Health care delivery systems are a growing presence in the U.S., yet research is hindered by the lack of universally agreed-upon criteria to denote formal systems. A clearer understanding of how to leverage real-world data sources to empirically identify systems is a necessary first step to such policy-relevant research. We draw from our experience in the Agency for Healthcare Research and Quality’s Comparative Health System Performance (CHSP) initiative to assess available data sources to identify and describe systems, including system members (for example, hospitals and physicians) and relationships among the members (for example, hospital ownership of physician groups). We highlight five national data sources that either explicitly track system membership or detail system relationships: (1) American Hospital Association annual survey of hospitals; (2) Healthcare Relational Services Databases; (3) SK&A Healthcare Databases; (4) Provider Enrollment, Chain, and Ownership System; and (5) Internal Revenue Service 990 forms.
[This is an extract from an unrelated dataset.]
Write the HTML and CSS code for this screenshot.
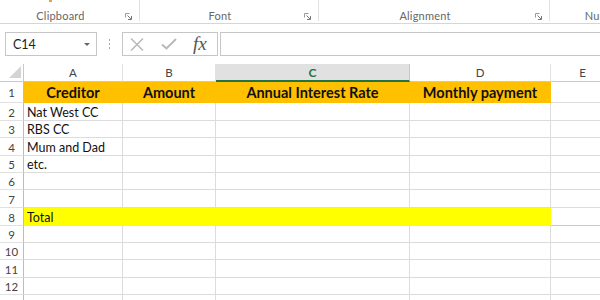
FILE: index.html
```html
<html>
<head>
<meta charset="UTF-8">
<meta name="viewport" content="width=device-width, initial-scale=1.0">
<link rel="stylesheet" href="styles.css">
</head>
<body>
<div class="excel">
    <!-- ribbon (bottom strip only) -->
    <div class="ribbon">
        <div class="group g-clip">
            <div class="tools"><span class="paste-bit"></span></div>
            <div class="group-foot"><span class="group-name">Clipboard</span><span class="launcher"><svg width="7" height="7" viewBox="0 0 7 7"><path d="M0.5 4.5V0.5H4.5" stroke="#9a9a9a" fill="none"/><path d="M2.5 2.5L6 6M6.5 3V6.5H3" stroke="#777" fill="none"/></svg></span></div>
        </div>
        <div class="group g-font">
            <div class="tools"></div>
            <div class="group-foot"><span class="group-name">Font</span><span class="launcher"><svg width="7" height="7" viewBox="0 0 7 7"><path d="M0.5 4.5V0.5H4.5" stroke="#9a9a9a" fill="none"/><path d="M2.5 2.5L6 6M6.5 3V6.5H3" stroke="#777" fill="none"/></svg></span></div>
        </div>
        <div class="group g-align">
            <div class="tools"></div>
            <div class="group-foot"><span class="group-name">Alignment</span><span class="launcher"><svg width="7" height="7" viewBox="0 0 7 7"><path d="M0.5 4.5V0.5H4.5" stroke="#9a9a9a" fill="none"/><path d="M2.5 2.5L6 6M6.5 3V6.5H3" stroke="#777" fill="none"/></svg></span></div>
        </div>
        <div class="group g-num">
            <div class="tools"></div>
            <div class="group-foot"><span class="group-name">Number</span></div>
        </div>
    </div>

    <!-- formula bar -->
    <div class="formula-bar">
        <div class="name-box"><span class="cell-ref">C14</span><span class="caret"></span></div>
        <div class="grip"><i></i><i></i><i></i></div>
        <div class="fx-buttons">
            <svg class="btn-x" width="14" height="13" viewBox="0 0 14 13"><path d="M1 0.5L13 12.5M13 0.5L1 12.5" stroke="#b9b9b9" stroke-width="1.5" fill="none"/></svg>
            <svg class="btn-ok" width="16" height="12" viewBox="0 0 16 12"><path d="M1 6.5L5.5 10.5L15 1" stroke="#b9b9b9" stroke-width="2" fill="none"/></svg>
            <span class="fx">fx</span>
        </div>
        <div class="formula-input"></div>
    </div>

    <!-- sheet -->
    <div class="sheet">
        <div class="corner"><span class="tri"></span></div><div class="ch">A</div><div class="ch">B</div><div class="ch sel">C</div><div class="ch">D</div><div class="ch">E</div>

        <div class="rh">1</div><div class="c hd">Creditor</div><div class="c hd">Amount</div><div class="c hd">Annual Interest Rate</div><div class="c hd">Monthly payment</div><div class="c"></div>
        <div class="rh">2</div><div class="c">Nat West CC</div><div class="c"></div><div class="c"></div><div class="c"></div><div class="c"></div>
        <div class="rh">3</div><div class="c">RBS CC</div><div class="c"></div><div class="c"></div><div class="c"></div><div class="c"></div>
        <div class="rh">4</div><div class="c">Mum and Dad</div><div class="c"></div><div class="c"></div><div class="c"></div><div class="c"></div>
        <div class="rh">5</div><div class="c">etc.</div><div class="c"></div><div class="c"></div><div class="c"></div><div class="c"></div>
        <div class="rh">6</div><div class="c"></div><div class="c"></div><div class="c"></div><div class="c"></div><div class="c"></div>
        <div class="rh">7</div><div class="c"></div><div class="c"></div><div class="c"></div><div class="c"></div><div class="c"></div>
        <div class="rh">8</div><div class="c tot">Total</div><div class="c tot"></div><div class="c tot"></div><div class="c tot"></div><div class="c tot-end"></div>
        <div class="rh">9</div><div class="c"></div><div class="c"></div><div class="c"></div><div class="c"></div><div class="c"></div>
        <div class="rh">10</div><div class="c"></div><div class="c"></div><div class="c"></div><div class="c"></div><div class="c"></div>
        <div class="rh">11</div><div class="c"></div><div class="c"></div><div class="c"></div><div class="c"></div><div class="c"></div>
        <div class="rh">12</div><div class="c"></div><div class="c"></div><div class="c"></div><div class="c"></div><div class="c"></div>
        <div class="rh"></div><div class="c"></div><div class="c"></div><div class="c"></div><div class="c"></div><div class="c"></div>
    </div>
</div>
</body>
</html>
```

FILE: styles.css
```css
* { margin: 0; padding: 0; box-sizing: border-box; }
body { width: 600px; height: 300px; overflow: hidden; background: #fff; font-family: Lato, "Open Sans", sans-serif; color: #222; }
.excel { width: 600px; height: 300px; overflow: hidden; }

/* ribbon */
.ribbon { display: flex; height: 24px; border-bottom: 1px solid #d6d6d6; overflow: hidden; }
.ribbon .group { display: flex; flex-direction: column; flex-shrink: 0; border-right: 1px solid #e1e1e1; height: 21px; }
.ribbon .g-clip { width: 140px; }
.ribbon .g-font { width: 179px; }
.ribbon .g-align { width: 231px; }
.ribbon .g-num { width: 100px; border-right: none; }
.ribbon .tools { height: 10px; }
.ribbon .paste-bit { display: block; width: 3px; height: 2px; margin-left: 49px; background: #f0a030; }
.ribbon .group-foot { display: flex; align-items: center; height: 11px; }
.ribbon .group-name { flex: 1; text-align: center; font-size: 11px; line-height: 11px; color: #666; letter-spacing: 0.2px; }
.ribbon .launcher { display: flex; width: 7px; height: 7px; margin: 2px 7px 0 4px; }
.ribbon .g-num .group-name { padding-left: 10px; }

/* formula bar */
.formula-bar { display: flex; align-items: center; height: 24px; margin-top: 8px; }
.name-box { display: flex; align-items: center; width: 92px; height: 24px; margin-left: 5px; border: 1px solid #c6c6c6; background: #fff; }
.name-box .cell-ref { flex: 1; padding-left: 7px; font-size: 12.5px; color: #222; }
.name-box .caret { width: 0; height: 0; margin-right: 6px; border-left: 3px solid transparent; border-right: 3px solid transparent; border-top: 3px solid #666; }
.grip { display: flex; flex-direction: column; gap: 2px; width: 25px; align-items: center; }
.grip i { display: block; width: 1px; height: 2px; background: #aaa; }
.fx-buttons { display: flex; align-items: center; width: 96px; height: 24px; border: 1px solid #c6c6c6; }
.fx-buttons .btn-x { margin-left: 7px; }
.fx-buttons .btn-ok { margin-left: 17px; }
.fx-buttons .fx { margin-left: 16px; margin-top: -1px; font-family: "Liberation Serif", serif; font-style: italic; font-size: 19px; color: #555; }
.formula-input { flex: 1; height: 24px; margin-left: 2px; margin-right: -5px; border: 1px solid #c6c6c6; }

/* sheet */
.sheet { display: grid; margin-top: 8px; grid-template-columns: 24px 99px 93px 194px 141px 64px;
    grid-template-rows: 18px 21px 18px 17px 18px 17px 17px 18px 18px 17px 17px 18px 17px 17px; }
.sheet > div { border-right: 1px solid #dcdcdc; border-bottom: 1px solid #dcdcdc; overflow: hidden; white-space: nowrap; }
.sheet .corner { display: flex; align-items: flex-end; justify-content: flex-end; padding: 0 2px 3px 0; border-right-color: #c8c8c8; border-bottom-color: #c8c8c8; }
.sheet .corner .tri { width: 12px; height: 12px; background: #d4d4d4; clip-path: polygon(100% 0, 100% 100%, 0 100%); }
.sheet .ch { display: flex; align-items: center; justify-content: center; font-size: 11.5px; color: #444; border-right-color: #e1e1e1; border-bottom-color: #c8c8c8; }
.sheet .ch.sel { background: #e1e1e1; color: #217346; font-weight: bold; font-size: 12px; border-bottom: 2px solid #217346; border-right-color: #c8c8c8; }
.sheet .rh { display: flex; align-items: center; justify-content: center; font-size: 11.5px; color: #444; border-right-color: #bdbdbd; border-bottom-color: #e1e1e1; padding-top: 1px; }
.sheet .c { display: flex; align-items: flex-end; padding-left: 3px; font-size: 12.5px; line-height: 15px; color: #111; }
.sheet .hd { justify-content: center; padding-left: 0; background: #ffc000; border-color: #ffc000; font-weight: bold; font-size: 14.5px; line-height: 18px; }
.sheet .tot { background: #ffff00; border-color: #ffff00; }
.sheet .tot-end { border-top: none; border-bottom-color: #c8c8c8; }
```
Each data source has strengths and limitations for identifying and describing systems due to their varied content, linkages across data sources, and data collection methods. In addition, although no single national data source provides a complete picture of U.S. systems and their members, the CHSP initiative will create an early model of how such data can be combined to compensate for their individual limitations. Identifying systems in a way that can be repeated over time and linked to a host of other data sources will support analysis of how different types of organizations deliver health care and, ultimately, comparison of their performance.